En los pasados 18 años, desde el trabajo informativo,
La Jornada ha acompañado a ésos y otros movimientos sociales
y se ha colocado, en todo momento, del lado del cambio hacia la vigencia
del estado de derecho; la justicia, la democracia participativa e incluyente,
la transparencia y la rendición de cuentas.
Nuestro proyecto periodístico no habría
sido posible sin la participación de activistas políticos
y sociales de diversos partidos y corrientes, de académicos destacados
y de artistas generosos ?Rufino Tamayo y Francisco Toledo, en primer lugar?

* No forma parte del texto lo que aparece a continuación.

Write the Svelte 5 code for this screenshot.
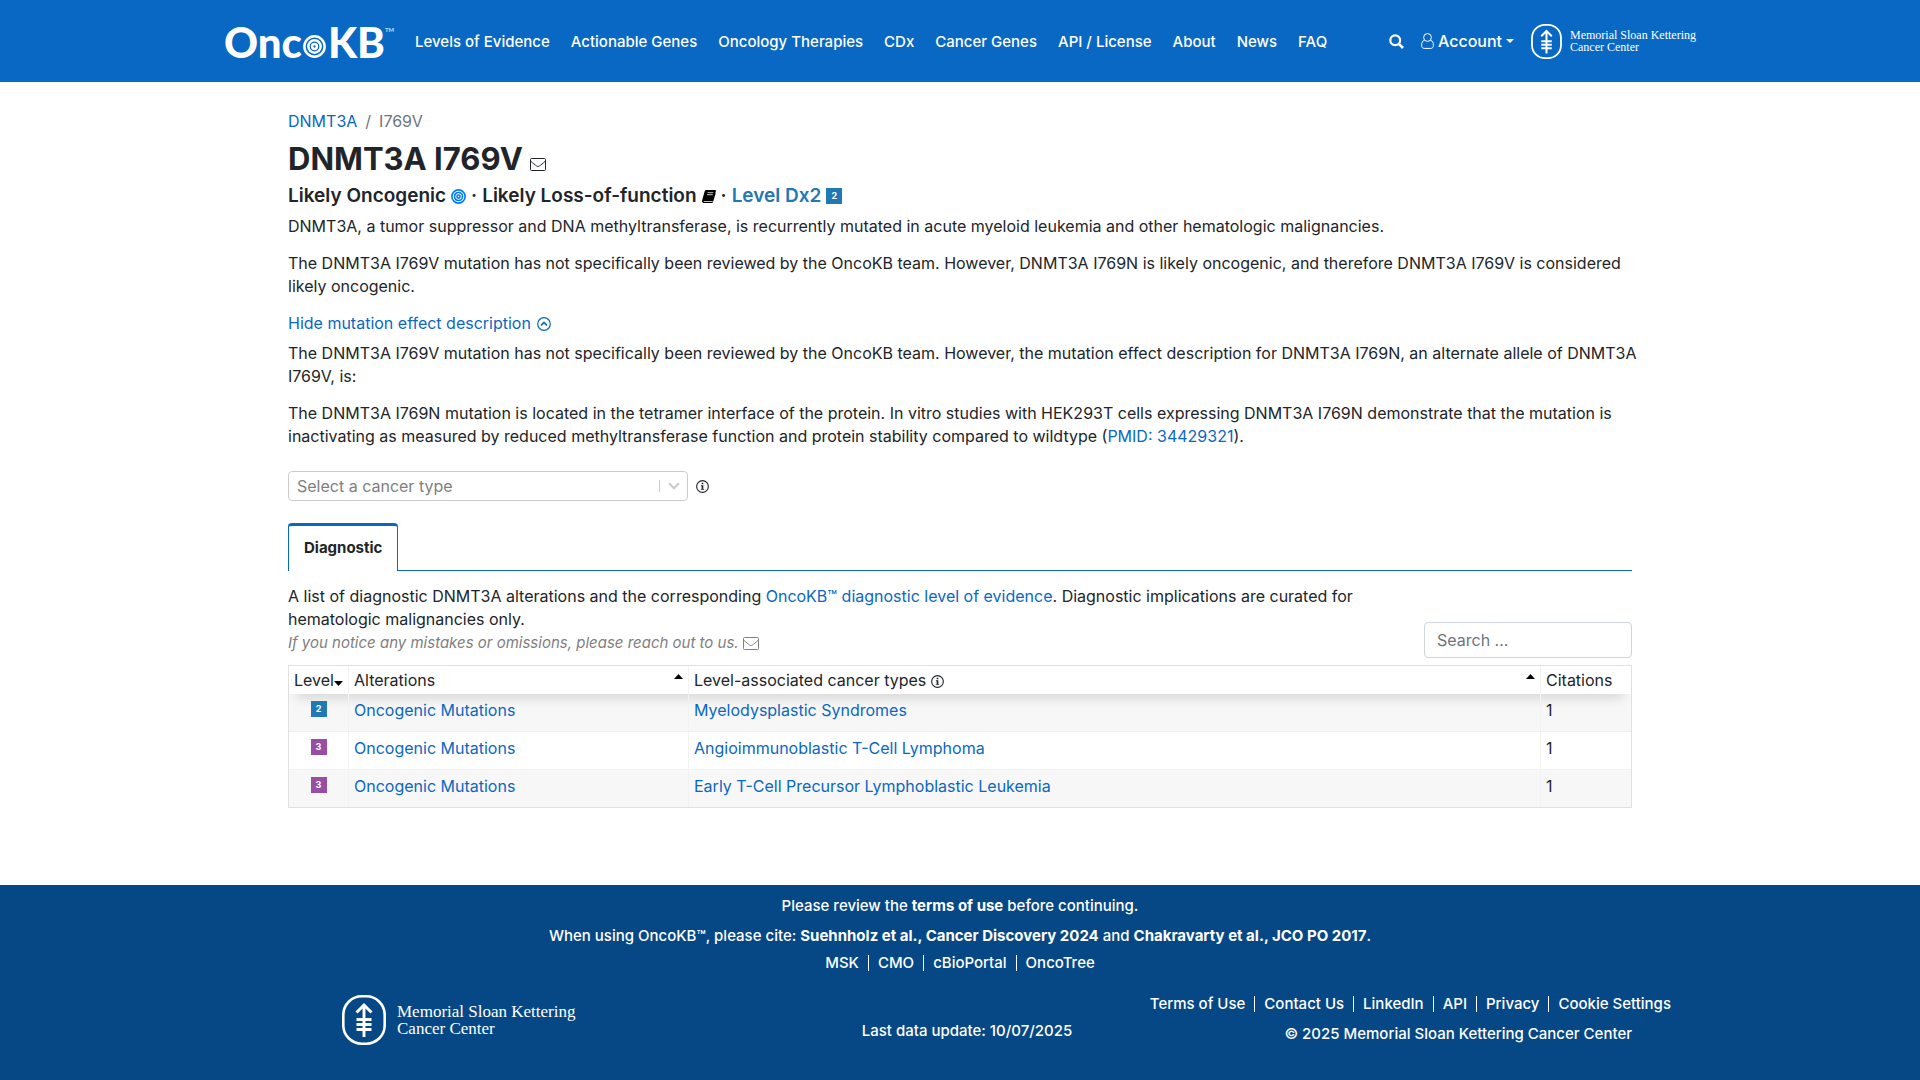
<script lang="ts">
    type Level = 2 | 3;

    const navLinks = [
        "Levels of Evidence",
        "Actionable Genes",
        "Oncology Therapies",
        "CDx",
        "Cancer Genes",
        "API / License",
        "About",
        "News",
        "FAQ",
    ];
    const partnerLinks = ["MSK", "CMO", "cBioPortal", "OncoTree"];
    const siteLinks = ["Terms of Use", "Contact Us", "LinkedIn", "API", "Privacy", "Cookie Settings"];

    const rows: { level: Level; alteration: string; cancerType: string; citations: number }[] = [
        { level: 2, alteration: "Oncogenic Mutations", cancerType: "Myelodysplastic Syndromes", citations: 1 },
        { level: 3, alteration: "Oncogenic Mutations", cancerType: "Angioimmunoblastic T-Cell Lymphoma", citations: 1 },
        { level: 3, alteration: "Oncogenic Mutations", cancerType: "Early T-Cell Precursor Lymphoblastic Leukemia", citations: 1 },
    ];

    let search = $state("");
    let showEffect = $state(true);

    const filtered = $derived(
        rows.filter((r) => (r.alteration + " " + r.cancerType).toLowerCase().includes(search.toLowerCase()))
    );
</script>

{#snippet target(size: number)}
    <svg class="target" width={size} height={size} viewBox="0 0 24 24" fill="none" stroke="currentColor" stroke-width="2.6" aria-hidden="true">
        <circle cx="12" cy="12" r="10.6" />
        <circle cx="12" cy="12" r="6.4" />
        <circle cx="12" cy="12" r="2.5" />
    </svg>
{/snippet}

{#snippet envelope()}
    <svg class="envelope" width="16" height="13" viewBox="0 0 16 13" fill="none" stroke="currentColor" aria-hidden="true">
        <rect x="0.5" y="0.5" width="15" height="12" rx="1" />
        <path d="M.8 3.200c2 2 4.500 3.800 5.800 4.800.9.600 1.900.600 2.800 0 1.300-1 3.800-2.800 5.800-4.800" />
    </svg>
{/snippet}

{#snippet info()}
    <svg class="info" width="13" height="13" viewBox="0 0 14 14" aria-hidden="true">
        <circle cx="7" cy="7" r="6.3" fill="none" stroke="currentColor" stroke-width="1.2" />
        <path fill="currentColor" d="M6.1 3h1.800v1.500H6.100zM5.300 5.600h2.600v4h.900v1H5.200v-1h.9V6.600h-.8z" />
    </svg>
{/snippet}

{#snippet mskMark(width: number, height: number)}
    <svg {width} {height} viewBox="0 0 44 50" fill="none" stroke="currentColor" aria-hidden="true">
        <rect x="1.3" y="1.3" width="41.4" height="47.4" rx="18.5" stroke-width="2.6" />
        <path d="M22 9v33M14.500 17.500L22 10l7.500 7.500M14.500 24.500h15M14.500 29.500h15M14.500 34.500h15" stroke-width="2.9" />
    </svg>
{/snippet}

<div class="page">
    <header>
        <div class="header-inner">
            <a class="logo" href="#home" aria-label="OncoKB">
                <span>Onc</span>{@render target(23)}<span>KB</span><sup>TM</sup>
            </a>
            <nav class="main-nav">
                {#each navLinks as link}
                    <a href="#nav">{link}</a>
                {/each}
            </nav>
            <div class="tools">
                <button class="icon-button" aria-label="Search">
                    <svg width="15" height="15" viewBox="0 0 15 15" fill="none" stroke="currentColor" aria-hidden="true">
                        <circle cx="6.2" cy="6.2" r="4.9" stroke-width="2.2" />
                        <path d="M9.800 9.800L14 14" stroke-width="2.6" />
                    </svg>
                </button>
                <button class="account">
                    <svg width="13" height="16" viewBox="0 0 13 16" fill="none" stroke="currentColor" aria-hidden="true">
                        <circle cx="6.5" cy="4.5" r="3.9" />
                        <path d="M3.400 7.300C1.300 7.800.6 10 .6 12.300c0 2 1 3.100 2.600 3.100h6.600c1.600 0 2.600-1.100 2.600-3.100 0-2.300-.7-4.500-2.800-5" />
                    </svg>
                    Account
                    <svg width="8" height="4" viewBox="0 0 8 4" aria-hidden="true"><path d="M0 0h8L4 4z" fill="currentColor" /></svg>
                </button>
                <a class="msk" href="#msk">
                    {@render mskMark(31, 35)}
                    <span>Memorial Sloan Kettering<br />Cancer Center</span>
                </a>
            </div>
        </div>
    </header>

    <main>
        <nav class="breadcrumb" aria-label="Breadcrumb">
            <a href="#gene">DNMT3A</a><span>/</span><span>I769V</span>
        </nav>
        <h1>DNMT3A I769V <a class="feedback" href="#feedback" aria-label="Send feedback">{@render envelope()}</a></h1>
        <h2>
            <span>Likely Oncogenic</span>
            <span class="oncogenic">{@render target(15)}</span>
            <span>·</span>
            <span>Likely Loss-of-function</span>
            <svg class="book" width="14" height="13" viewBox="0 0 14 13" aria-hidden="true">
                <path d="M4.300 0h8.800c.7 0 1 .5.8 1.100l-2.700 9.300c-.2.600-.6.900-1.200.900H2.300c-.7 0-.8.700-.1.700h8.300l2.800-9 .3.800-2.600 8.300c-.2.600-.6.900-1.200.9H1.900C.5 13-.3 11.800.1 10.600L2.600 1.500C2.800.6 3.400 0 4.300 0z" />
                <path d="M5.600 2.700h5.700M5 4.700h5.700" stroke="#fff" stroke-width="0.8" />
            </svg>
            <span>·</span>
            <a class="dx-level" href="#levels">Level Dx2</a>
            <span class="badge level-2">2</span>
        </h2>

        <p>DNMT3A, a tumor suppressor and DNA methyltransferase, is recurrently mutated in acute myeloid leukemia and other hematologic malignancies.</p>
        <p>
            The DNMT3A I769V mutation has not specifically been reviewed by the OncoKB team. However, DNMT3A I769N is likely oncogenic, and therefore DNMT3A I769V is considered<br />
            likely oncogenic.
        </p>
        <button class="toggle" aria-expanded={showEffect} onclick={() => (showEffect = !showEffect)}>
            {showEffect ? "Hide" : "Show"} mutation effect description
            <svg class:closed={!showEffect} width="14" height="14" viewBox="0 0 14 14" fill="none" stroke="currentColor" aria-hidden="true">
                <circle cx="7" cy="7" r="6.3" stroke-width="1.2" />
                <path d="M4 8.500l3-3 3 3" stroke-width="1.7" />
            </svg>
        </button>
        {#if showEffect}
            <p>
                The DNMT3A I769V mutation has not specifically been reviewed by the OncoKB team. However, the mutation effect description for DNMT3A I769N, an alternate allele of DNMT3A<br />
                I769V, is:
            </p>
            <p>
                The DNMT3A I769N mutation is located in the tetramer interface of the protein. In vitro studies with HEK293T cells expressing DNMT3A I769N demonstrate that the mutation is<br />
                inactivating as measured by reduced methyltransferase function and protein stability compared to wildtype (<a href="#pmid">PMID: 34429321</a>).
            </p>
        {/if}

        <div class="cancer-type">
            <div class="select-wrap">
                <select aria-label="Select a cancer type">
                    <option>Select a cancer type</option>
                    <option>Myelodysplastic Syndromes</option>
                </select>
                <svg width="12" height="8" viewBox="0 0 12 8" fill="none" stroke="#ccc" stroke-width="2.2" aria-hidden="true">
                    <path d="M1 1.200l5 5 5-5" />
                </svg>
            </div>
            {@render info()}
        </div>

        <div class="tabs" role="tablist">
            <button role="tab" aria-selected="true">Diagnostic</button>
        </div>

        <div class="table-intro">
            <div class="description">
                A list of diagnostic DNMT3A alterations and the corresponding <a href="#dx">OncoKB™ diagnostic level of evidence</a>. Diagnostic implications are curated for<br />
                hematologic malignancies only.
                <div class="omissions">If you notice any mistakes or omissions, please reach out to us. {@render envelope()}</div>
            </div>
            <input type="text" placeholder="Search ..." aria-label="Search table" bind:value={search} />
        </div>

        <table>
            <thead>
                <tr>
                    <th class="level">Level<svg class="sort" width="9" height="5" viewBox="0 0 9 5" aria-hidden="true"><path d="M0 0h9L4.500 5z" /></svg></th>
                    <th class="alteration">
                        <div>Alterations <svg class="sort" width="9" height="5" viewBox="0 0 9 5" aria-hidden="true"><path d="M0 5h9L4.500 0z" /></svg></div>
                    </th>
                    <th>
                        <div>
                            <span>Level-associated cancer types {@render info()}</span>
                            <svg class="sort" width="9" height="5" viewBox="0 0 9 5" aria-hidden="true"><path d="M0 5h9L4.500 0z" /></svg>
                        </div>
                    </th>
                    <th class="citations">Citations</th>
                </tr>
            </thead>
            <tbody>
                {#each filtered as row}
                    <tr>
                        <td class="level"><span class="badge level-{row.level}">{row.level}</span></td>
                        <td><a href="#alteration">{row.alteration}</a></td>
                        <td><a href="#cancer">{row.cancerType}</a></td>
                        <td>{row.citations}</td>
                    </tr>
                {/each}
            </tbody>
        </table>
    </main>

    <footer>
        <div>Please review the <a href="#terms"><b>terms of use</b></a> before continuing.</div>
        <div>
            When using OncoKB™, please cite: <a href="#cite"><b>Suehnholz et al., Cancer Discovery 2024</b></a> and
            <a href="#cite"><b>Chakravarty et al., JCO PO 2017</b></a>.
        </div>
        <div class="links">
            {#each partnerLinks as link}<a href="#partner">{link}</a>{/each}
        </div>
        <div class="footer-bottom">
            <a class="msk large" href="#msk">
                {@render mskMark(44, 50)}
                <span>Memorial Sloan Kettering<br />Cancer Center</span>
            </a>
            <div class="updated">Last data update: 10/07/2025</div>
            <div class="legal">
                <div class="links">
                    {#each siteLinks as link}<a href="#site">{link}</a>{/each}
                </div>
                <div class="copyright">© 2025 Memorial Sloan Kettering Cancer Center</div>
            </div>
        </div>
    </footer>
</div>

<style>
    :global(body) {
        background: #fff;
        color: #212529;
        font-family: Inter, "Noto Sans", sans-serif;
        font-size: 16px;
        line-height: 23px;
    }
    .page {
        min-height: 100vh;
        display: flex;
        flex-direction: column;
    }
    a {
        color: #0968c3;
        text-decoration: none;
    }
    button {
        font: inherit;
        background: none;
        border: 0;
        padding: 0;
        cursor: pointer;
    }
    header {
        background: #0968c3;
        color: #fff;
        padding: 0 24px;
    }
    .header-inner {
        max-width: 1472px;
        height: 82px;
        margin: 0 auto;
        display: flex;
        align-items: center;
    }
    header a, header button, footer a {
        color: #fff;
        white-space: nowrap;
    }
    .logo {
        display: flex;
        align-items: center;
        width: 191px;
        padding-top: 2px;
        font-family: Lato, sans-serif;
        font-size: 42px;
        font-weight: 900;
        line-height: 42px;
    }
    .logo .target {
        margin: 8px 2px 0 1px;
    }
    .logo sup {
        align-self: flex-start;
        font-size: 6px;
        line-height: 18px;
        font-weight: 400;
    }
    .main-nav {
        display: flex;
        gap: 21px;
        font-size: 15px;
        font-weight: 500;
    }
    .tools {
        display: flex;
        align-items: center;
        gap: 17px;
        margin-left: auto;
        font-weight: 500;
    }
    .icon-button {
        display: flex;
    }
    .account {
        display: flex;
        align-items: center;
        gap: 4px;
    }
    .msk {
        display: flex;
        align-items: center;
        gap: 8px;
        font-family: "Liberation Serif", serif;
        font-size: 12px;
        font-weight: 400;
        line-height: 12px;
    }
    .msk.large {
        gap: 11px;
        font-size: 17px;
        line-height: 17px;
    }
    main {
        width: 70%;
        margin: 0 auto;
        padding: 28px 0 76px;
    }
    .breadcrumb {
        display: flex;
        gap: 8px;
        color: #6c757d;
    }
    h1 {
        margin: 6px 0 0;
        font-size: 31px;
        line-height: 40px;
        font-weight: 700;
    }
    .feedback {
        color: #212529;
    }
    .feedback .envelope {
        vertical-align: -1px;
    }
    h2 {
        display: flex;
        align-items: center;
        gap: 5px;
        margin: 4px 0 6px;
        font-size: 19px;
        line-height: 26px;
        font-weight: 600;
    }
    .oncogenic {
        display: flex;
        color: #007bff;
    }
    .dx-level {
        color: #2078b4;
    }
    .badge {
        display: inline-block;
        width: 16px;
        height: 16px;
        color: #fff;
        font-size: 9px;
        font-weight: 700;
        line-height: 16px;
        text-align: center;
    }
    .level-2 {
        background: #2078b4;
    }
    .level-3 {
        background: #984ea3;
    }
    p {
        margin: 0 -12px 14px 0;
    }
    .toggle {
        display: flex;
        align-items: center;
        gap: 6px;
        margin-bottom: 7px;
        color: #0968c3;
    }
    .closed {
        transform: rotate(180deg);
    }
    .cancer-type {
        display: flex;
        align-items: center;
        gap: 8px;
        margin: 23px 0 22px;
    }
    .select-wrap {
        position: relative;
        width: 400px;
    }
    .select-wrap select {
        display: block;
        width: 100%;
        height: 30px;
        padding: 0 8px;
        appearance: none;
        border: 1px solid #ccc;
        border-radius: 4px;
        background: #fff;
        color: #808080;
        font: inherit;
    }
    .select-wrap svg {
        position: absolute;
        right: 0;
        top: 9px;
        padding: 2px 8px;
        border-left: 1px solid #ccc;
    }
    .tabs {
        display: flex;
        border-bottom: 1px solid #0968c3;
    }
    .tabs button {
        height: 48px;
        margin-bottom: -1px;
        padding: 0 15px 2px;
        border: 1px solid #0968c3;
        border-top-width: 3px;
        border-bottom: 0;
        border-radius: 4px 4px 0 0;
        background: #fff;
        color: #212529;
        font-size: 15px;
        font-weight: 700;
    }
    .table-intro {
        display: flex;
        justify-content: space-between;
        align-items: flex-end;
        padding: 14px 0 7px;
    }
    .description {
        padding-bottom: 4px;
    }
    .omissions {
        color: #808080;
        font-size: 15px;
        font-style: italic;
    }
    .omissions .envelope, th .info {
        vertical-align: -2px;
    }
    .table-intro input {
        box-sizing: border-box;
        width: 208px;
        height: 36px;
        padding: 0 12px;
        border: 1px solid #ced4da;
        border-radius: 4px;
        color: #495057;
        font: inherit;
    }
    .table-intro input::placeholder {
        color: #6c757d;
    }
    table {
        width: 100%;
        table-layout: fixed;
        border-collapse: separate;
        border-spacing: 0;
        border: 1px solid #dfe1e2;
    }
    thead {
        box-shadow: 0 12px 12px -8px rgba(0, 0, 0, 0.14);
    }
    th, td {
        border-right: 1px solid #f2f2f2;
        text-align: left;
    }
    th:last-child, td:last-child {
        border-right: 0;
    }
    th {
        height: 28px;
        padding: 0 5px;
        font-weight: 400;
    }
    th div {
        display: flex;
        justify-content: space-between;
    }
    th div .sort {
        margin-top: 5px;
    }
    th.level {
        width: 49px;
        white-space: nowrap;
    }
    .alteration {
        width: 329px;
    }
    .citations {
        width: 80px;
    }
    td {
        height: 31px;
        padding: 1px 5px 5px;
        border-bottom: 1px solid #f0f0f0;
    }
    td.level {
        text-align: center;
    }
    td .badge {
        vertical-align: 4px;
    }
    tbody tr:nth-child(odd) {
        background: rgba(0, 0, 0, 0.03);
    }
    tbody tr:last-child td {
        border-bottom: 0;
    }
    footer {
        margin-top: auto;
        padding: 9px 24px 35px;
        background: #064885;
        color: #fff;
        font-size: 15px;
        font-weight: 500;
        text-align: center;
    }
    footer > div + div {
        margin-top: 7px;
    }
    .links {
        display: flex;
        justify-content: center;
        line-height: 16px;
    }
    footer > .links {
        padding: 1px 0 24px;
    }
    .links a {
        padding: 0 9px;
    }
    .links a + a {
        border-left: 1px solid #fff;
    }
    .footer-bottom {
        max-width: 1440px;
        margin: 0 auto;
        display: grid;
        grid-template-columns: 1fr auto 1fr;
        align-items: end;
    }
    .footer-bottom .msk {
        margin-left: 102px;
        text-align: left;
    }
    .updated {
        padding: 0 0 3px 14px;
    }
    .legal {
        display: flex;
        flex-direction: column;
        align-items: flex-end;
        gap: 10px;
    }
    .copyright {
        padding-right: 48px;
    }
</style>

que donaron, en obra, recursos imprescindibles para el arranque de nuestro
proyecto. Tampoco habríamos podido llegar hasta el punto actual
sin la entrega y la convicción de los trabajadores del diario. No
puede omitirse ßfinalmente, la participación entusiasta y
lúcida, benevolente y crítica, paciente e impaciente, de
nuestros lectores, que son, en última instancia, la razón
de ser de todas y cada una de las páginas que hemos redactado, diagramado,
corregido, impreso y distribuido a lo largo de estos 18 años.